Life
Adalbert, possibly born in Alsace, was a German monk at the Benedictine Monastery of Saint Maximinus in Trier. He was consecrated a bishop and in 961 he was sent to Kievan Rus. Princess Olga of Kiev had asked Emperor Otto the Great to provide her with a missionary from the Church of Rome. Her son, Svyatoslav opposed her and took her crown from her as soon as Adalbert arrived in Kievan Rus. Adalbert's mission companions were slain and Adalbert was barely able to escape. Kievan Rus subsequently accepted conversion from Constantinople and Byzantine Christianity.
Upon escaping, Adalbert traveled to Mainz, where he became abbot of Wissembourg in Alsace. Once there, he worked to improve the education of the monks. He later became archbishop of Magdeburg, a city in Saxony-Anhalt.

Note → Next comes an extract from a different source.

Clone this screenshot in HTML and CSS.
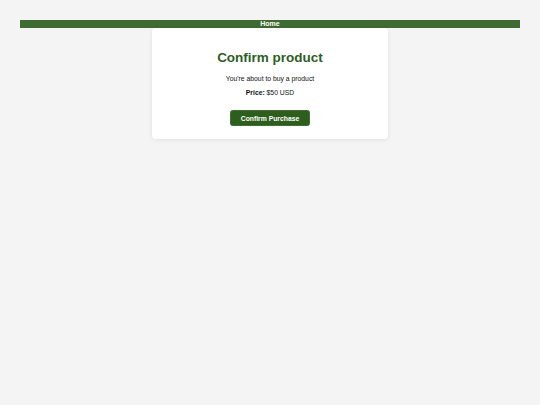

The archbishoprics of Hamburg and Bremen had been created with the intent that they would act as bases for missionary activity in northern and eastern Europe. The Archbishopric of Magdeburg was now designated to provide missionary programs for the eastern European Slavs. Adalbert also established dioceses at Naumburg, Meissen, Merseburg, Brandenburg, Havelberg and Poznań in Poland. A student in Adalbert's time who went on to do important work among the Slavs was Vojtěch of Prague, later canonized as Saint Adalbert of Prague.